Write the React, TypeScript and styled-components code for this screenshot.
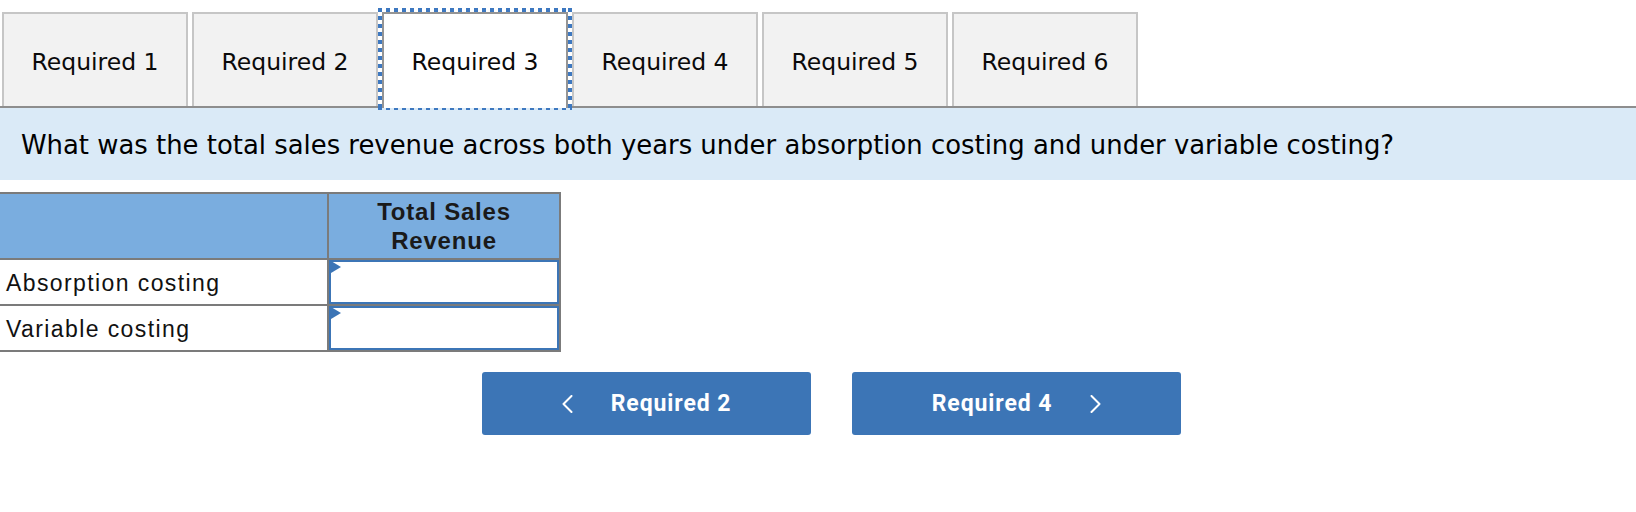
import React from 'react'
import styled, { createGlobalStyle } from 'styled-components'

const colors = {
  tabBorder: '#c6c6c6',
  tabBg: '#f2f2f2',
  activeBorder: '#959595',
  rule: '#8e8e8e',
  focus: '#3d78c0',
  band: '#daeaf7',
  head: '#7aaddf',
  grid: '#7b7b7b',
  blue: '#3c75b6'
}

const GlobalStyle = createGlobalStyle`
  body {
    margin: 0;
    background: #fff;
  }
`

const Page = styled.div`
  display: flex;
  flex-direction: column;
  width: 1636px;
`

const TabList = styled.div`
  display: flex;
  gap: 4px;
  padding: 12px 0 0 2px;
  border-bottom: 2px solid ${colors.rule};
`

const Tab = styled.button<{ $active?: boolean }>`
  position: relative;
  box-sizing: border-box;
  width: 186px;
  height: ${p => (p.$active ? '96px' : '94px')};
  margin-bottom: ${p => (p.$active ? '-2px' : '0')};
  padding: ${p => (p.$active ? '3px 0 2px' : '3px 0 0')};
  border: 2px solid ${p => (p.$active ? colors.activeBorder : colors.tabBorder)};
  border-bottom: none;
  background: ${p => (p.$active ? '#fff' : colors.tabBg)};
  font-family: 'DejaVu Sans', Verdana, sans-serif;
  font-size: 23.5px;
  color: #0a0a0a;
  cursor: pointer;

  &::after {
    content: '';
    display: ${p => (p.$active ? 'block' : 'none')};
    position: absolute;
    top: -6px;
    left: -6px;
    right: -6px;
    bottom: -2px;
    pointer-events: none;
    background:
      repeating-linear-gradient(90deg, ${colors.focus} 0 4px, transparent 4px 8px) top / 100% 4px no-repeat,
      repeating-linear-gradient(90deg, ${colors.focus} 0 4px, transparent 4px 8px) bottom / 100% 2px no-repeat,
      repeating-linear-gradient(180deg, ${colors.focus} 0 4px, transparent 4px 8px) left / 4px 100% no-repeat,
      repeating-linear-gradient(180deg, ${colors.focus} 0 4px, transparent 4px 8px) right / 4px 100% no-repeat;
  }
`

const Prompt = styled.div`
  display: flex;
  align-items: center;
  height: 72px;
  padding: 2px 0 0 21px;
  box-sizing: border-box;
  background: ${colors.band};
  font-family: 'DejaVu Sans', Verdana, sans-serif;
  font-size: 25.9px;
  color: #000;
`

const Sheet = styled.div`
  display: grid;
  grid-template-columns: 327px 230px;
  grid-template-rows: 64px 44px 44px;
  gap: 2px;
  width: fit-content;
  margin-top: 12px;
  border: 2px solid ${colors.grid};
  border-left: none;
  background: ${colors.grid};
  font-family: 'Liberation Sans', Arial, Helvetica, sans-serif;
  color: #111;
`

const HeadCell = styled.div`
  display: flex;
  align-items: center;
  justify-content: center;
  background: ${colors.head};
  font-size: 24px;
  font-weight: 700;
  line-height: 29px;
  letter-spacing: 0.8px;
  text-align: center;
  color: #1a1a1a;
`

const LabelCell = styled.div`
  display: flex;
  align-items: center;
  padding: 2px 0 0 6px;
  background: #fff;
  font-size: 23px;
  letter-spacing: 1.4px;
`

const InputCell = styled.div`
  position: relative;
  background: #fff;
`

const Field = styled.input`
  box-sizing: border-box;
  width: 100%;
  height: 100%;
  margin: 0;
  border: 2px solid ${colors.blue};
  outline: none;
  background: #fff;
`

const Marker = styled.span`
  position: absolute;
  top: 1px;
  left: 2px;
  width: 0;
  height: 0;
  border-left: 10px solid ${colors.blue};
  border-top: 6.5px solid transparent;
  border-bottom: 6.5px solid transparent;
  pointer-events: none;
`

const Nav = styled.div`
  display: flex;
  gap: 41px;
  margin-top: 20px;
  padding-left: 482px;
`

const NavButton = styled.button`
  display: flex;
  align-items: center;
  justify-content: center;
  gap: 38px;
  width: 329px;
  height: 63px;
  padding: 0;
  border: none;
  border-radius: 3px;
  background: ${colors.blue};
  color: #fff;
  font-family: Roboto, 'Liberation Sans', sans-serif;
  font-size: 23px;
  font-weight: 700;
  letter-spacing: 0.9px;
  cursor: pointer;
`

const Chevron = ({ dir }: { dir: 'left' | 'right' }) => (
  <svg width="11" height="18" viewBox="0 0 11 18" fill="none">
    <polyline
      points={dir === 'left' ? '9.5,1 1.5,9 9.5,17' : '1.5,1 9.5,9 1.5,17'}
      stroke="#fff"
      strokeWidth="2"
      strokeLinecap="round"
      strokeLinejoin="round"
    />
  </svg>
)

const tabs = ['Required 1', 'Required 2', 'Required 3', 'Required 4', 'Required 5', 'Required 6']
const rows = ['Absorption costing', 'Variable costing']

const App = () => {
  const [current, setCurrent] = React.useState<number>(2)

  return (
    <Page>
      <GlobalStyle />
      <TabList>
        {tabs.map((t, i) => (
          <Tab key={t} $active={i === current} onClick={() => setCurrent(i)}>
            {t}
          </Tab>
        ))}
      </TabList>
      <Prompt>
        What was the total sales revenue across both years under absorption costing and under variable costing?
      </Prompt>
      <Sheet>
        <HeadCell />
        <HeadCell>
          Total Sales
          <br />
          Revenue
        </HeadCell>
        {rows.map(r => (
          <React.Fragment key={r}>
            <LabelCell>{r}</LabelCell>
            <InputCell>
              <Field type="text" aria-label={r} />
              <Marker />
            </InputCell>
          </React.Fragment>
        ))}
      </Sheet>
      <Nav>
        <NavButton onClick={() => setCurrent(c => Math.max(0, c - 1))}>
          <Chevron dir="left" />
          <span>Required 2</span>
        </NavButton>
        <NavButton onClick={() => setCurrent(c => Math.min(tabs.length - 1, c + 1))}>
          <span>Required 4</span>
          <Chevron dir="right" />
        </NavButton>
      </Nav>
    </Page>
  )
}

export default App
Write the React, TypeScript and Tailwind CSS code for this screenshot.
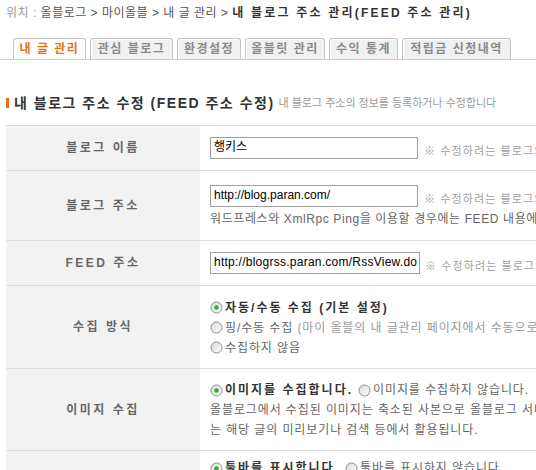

» Given problem: Transcribe the full listing above exactly, with the images removed.

» Answer to this exercise:
Write the React, TypeScript and styled-components code for this screenshot.
import React from 'react'
import styled, { createGlobalStyle } from 'styled-components'

const colors = {
  tabBorder: '#c6c6c6',
  tabBg: '#f2f2f2',
  activeBorder: '#959595',
  rule: '#8e8e8e',
  focus: '#3d78c0',
  band: '#daeaf7',
  head: '#7aaddf',
  grid: '#7b7b7b',
  blue: '#3c75b6'
}

const GlobalStyle = createGlobalStyle`
  body {
    margin: 0;
    background: #fff;
  }
`

const Page = styled.div`
  display: flex;
  flex-direction: column;
  width: 1636px;
`

const TabList = styled.div`
  display: flex;
  gap: 4px;
  padding: 12px 0 0 2px;
  border-bottom: 2px solid ${colors.rule};
`

const Tab = styled.button<{ $active?: boolean }>`
  position: relative;
  box-sizing: border-box;
  width: 186px;
  height: ${p => (p.$active ? '96px' : '94px')};
  margin-bottom: ${p => (p.$active ? '-2px' : '0')};
  padding: ${p => (p.$active ? '3px 0 2px' : '3px 0 0')};
  border: 2px solid ${p => (p.$active ? colors.activeBorder : colors.tabBorder)};
  border-bottom: none;
  background: ${p => (p.$active ? '#fff' : colors.tabBg)};
  font-family: 'DejaVu Sans', Verdana, sans-serif;
  font-size: 23.5px;
  color: #0a0a0a;
  cursor: pointer;

  &::after {
    content: '';
    display: ${p => (p.$active ? 'block' : 'none')};
    position: absolute;
    top: -6px;
    left: -6px;
    right: -6px;
    bottom: -2px;
    pointer-events: none;
    background:
      repeating-linear-gradient(90deg, ${colors.focus} 0 4px, transparent 4px 8px) top / 100% 4px no-repeat,
      repeating-linear-gradient(90deg, ${colors.focus} 0 4px, transparent 4px 8px) bottom / 100% 2px no-repeat,
      repeating-linear-gradient(180deg, ${colors.focus} 0 4px, transparent 4px 8px) left / 4px 100% no-repeat,
      repeating-linear-gradient(180deg, ${colors.focus} 0 4px, transparent 4px 8px) right / 4px 100% no-repeat;
  }
`

const Prompt = styled.div`
  display: flex;
  align-items: center;
  height: 72px;
  padding: 2px 0 0 21px;
  box-sizing: border-box;
  background: ${colors.band};
  font-family: 'DejaVu Sans', Verdana, sans-serif;
  font-size: 25.9px;
  color: #000;
`

const Sheet = styled.div`
  display: grid;
  grid-template-columns: 327px 230px;
  grid-template-rows: 64px 44px 44px;
  gap: 2px;
  width: fit-content;
  margin-top: 12px;
  border: 2px solid ${colors.grid};
  border-left: none;
  background: ${colors.grid};
  font-family: 'Liberation Sans', Arial, Helvetica, sans-serif;
  color: #111;
`

const HeadCell = styled.div`
  display: flex;
  align-items: center;
  justify-content: center;
  background: ${colors.head};
  font-size: 24px;
  font-weight: 700;
  line-height: 29px;
  letter-spacing: 0.8px;
  text-align: center;
  color: #1a1a1a;
`

const LabelCell = styled.div`
  display: flex;
  align-items: center;
  padding: 2px 0 0 6px;
  background: #fff;
  font-size: 23px;
  letter-spacing: 1.4px;
`

const InputCell = styled.div`
  position: relative;
  background: #fff;
`

const Field = styled.input`
  box-sizing: border-box;
  width: 100%;
  height: 100%;
  margin: 0;
  border: 2px solid ${colors.blue};
  outline: none;
  background: #fff;
`

const Marker = styled.span`
  position: absolute;
  top: 1px;
  left: 2px;
  width: 0;
  height: 0;
  border-left: 10px solid ${colors.blue};
  border-top: 6.5px solid transparent;
  border-bottom: 6.5px solid transparent;
  pointer-events: none;
`

const Nav = styled.div`
  display: flex;
  gap: 41px;
  margin-top: 20px;
  padding-left: 482px;
`

const NavButton = styled.button`
  display: flex;
  align-items: center;
  justify-content: center;
  gap: 38px;
  width: 329px;
  height: 63px;
  padding: 0;
  border: none;
  border-radius: 3px;
  background: ${colors.blue};
  color: #fff;
  font-family: Roboto, 'Liberation Sans', sans-serif;
  font-size: 23px;
  font-weight: 700;
  letter-spacing: 0.9px;
  cursor: pointer;
`

const Chevron = ({ dir }: { dir: 'left' | 'right' }) => (
  <svg width="11" height="18" viewBox="0 0 11 18" fill="none">
    <polyline
      points={dir === 'left' ? '9.5,1 1.5,9 9.5,17' : '1.5,1 9.5,9 1.5,17'}
      stroke="#fff"
      strokeWidth="2"
      strokeLinecap="round"
      strokeLinejoin="round"
    />
  </svg>
)

const tabs = ['Required 1', 'Required 2', 'Required 3', 'Required 4', 'Required 5', 'Required 6']
const rows = ['Absorption costing', 'Variable costing']

const App = () => {
  const [current, setCurrent] = React.useState<number>(2)

  return (
    <Page>
      <GlobalStyle />
      <TabList>
        {tabs.map((t, i) => (
          <Tab key={t} $active={i === current} onClick={() => setCurrent(i)}>
            {t}
          </Tab>
        ))}
      </TabList>
      <Prompt>
        What was the total sales revenue across both years under absorption costing and under variable costing?
      </Prompt>
      <Sheet>
        <HeadCell />
        <HeadCell>
          Total Sales
          <br />
          Revenue
        </HeadCell>
        {rows.map(r => (
          <React.Fragment key={r}>
            <LabelCell>{r}</LabelCell>
            <InputCell>
              <Field type="text" aria-label={r} />
              <Marker />
            </InputCell>
          </React.Fragment>
        ))}
      </Sheet>
      <Nav>
        <NavButton onClick={() => setCurrent(c => Math.max(0, c - 1))}>
          <Chevron dir="left" />
          <span>Required 2</span>
        </NavButton>
        <NavButton onClick={() => setCurrent(c => Math.min(tabs.length - 1, c + 1))}>
          <span>Required 4</span>
          <Chevron dir="right" />
        </NavButton>
      </Nav>
    </Page>
  )
}

export default App
Write the React, TypeScript and Tailwind CSS code for this screenshot.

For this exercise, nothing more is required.